I Just read Recently About Cho sung min"s Shocking Death Death
I Just Copied Some Article from yahoo sports about Cho sung min"s Death
From Yahoo Sports ( http://sg.news.yahoo.com/former-yomiuri-giants-pitcher-found-dead-korea-022917921.html )
Police confirmed on Monday that a former baseball star and ex-husband of a top South Korean actress, whose 2008 suicide shocked the country, took his own life over the weekend.
Cho Sung-Min, a former pitcher for Japanese baseball team Yomiuri Giants, was found dead early Sunday with a belt around his neck by his girlfriend in the bathroom of her Seoul apartment.
"The autopsy result showed death due to hanging," Yonhap news agency quoted a senior police officer as saying. "We've concluded the case as suicide."
In a final text to his girlfriend, Cho had written: "Thank you for everything. Hang tough even after I am gone."

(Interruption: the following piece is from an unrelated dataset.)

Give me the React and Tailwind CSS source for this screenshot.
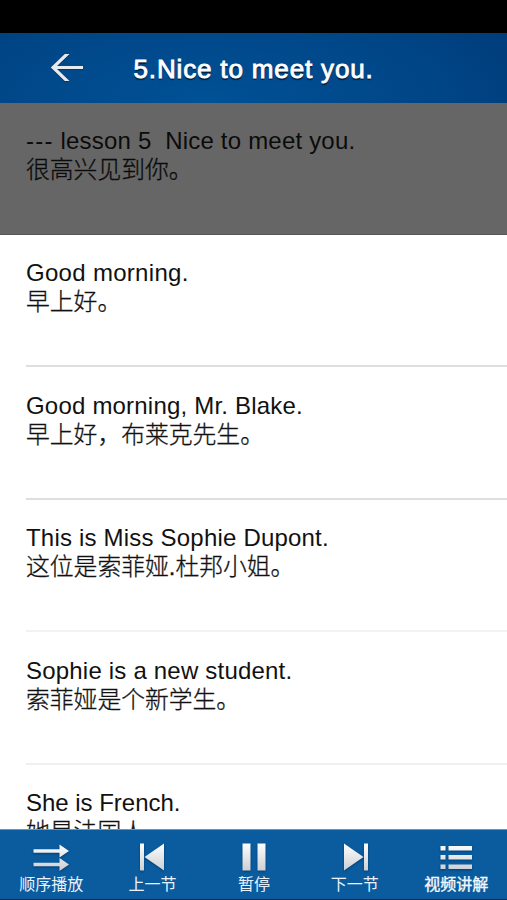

The 39-year-old was the former husband of the hugely popular actress Choi Jin-Sil, who took her own life in similar fashion in 2008, four years after their marriage ended.
Choi, who had two children with Cho, was found hanging from a length of elastic at her Seoul home.
Relatives and friends said she had been depressed since her divorce and troubled by rumours circulating on the Internet that she had caused another actor's suicide by demanding repayment of debts he owed her.
Her death shocked the country and prompted a police crackdown on cyber-bullying.
In 2010 Choi's younger brother, singer Choi Jin-Young, also hanged himself while suffering from severe depression.
Suicide is the most common cause of death among those in their 20s and 30s in South Korea, which has the highest suicide rate among member nations of the Organisation for Economic Cooperation and Development.
A News From Korea About Cho"s Death
According to Wikipedia ( http://en.wikipedia.org/wiki/Cho_Sung-min )
Cho Sung-min dominated the baseball amateur league in the 1990s, and with his attractive looks and top-class pitching skills, he had many female fans in Korea and Japan. Cho joined Japan's Yomiuri Giants in 1996, and his best years as a pro-baseball player were 1997-1998 when he was named an All-Star pitcher for the Central League after racking up a record of seven wins, six losses and a 2.75 ERA in the first half of the 1998 season.
But after peaking his career soon went downhill, with a prolonged slump due to ankle injuries. He left the Yomiuri Giants in 2002. He returned to the Korean baseball league in 2005 to play for the Hanwha Eagles until October 2007, but instead of making an impressive comeback, he had to leave the team in 2007 with a disappointing performance. He briefly worked as a TV commentator, before joining the Doosan Bears in 2011 as a coach of one of their minor league teams. He refused to extend his contract with the club in November 2012 when his term ended.
Cho also tried his hand at various businesses including an unsuccessful bakery chain, and invested heavily into a baseball management company he had set up in 2008.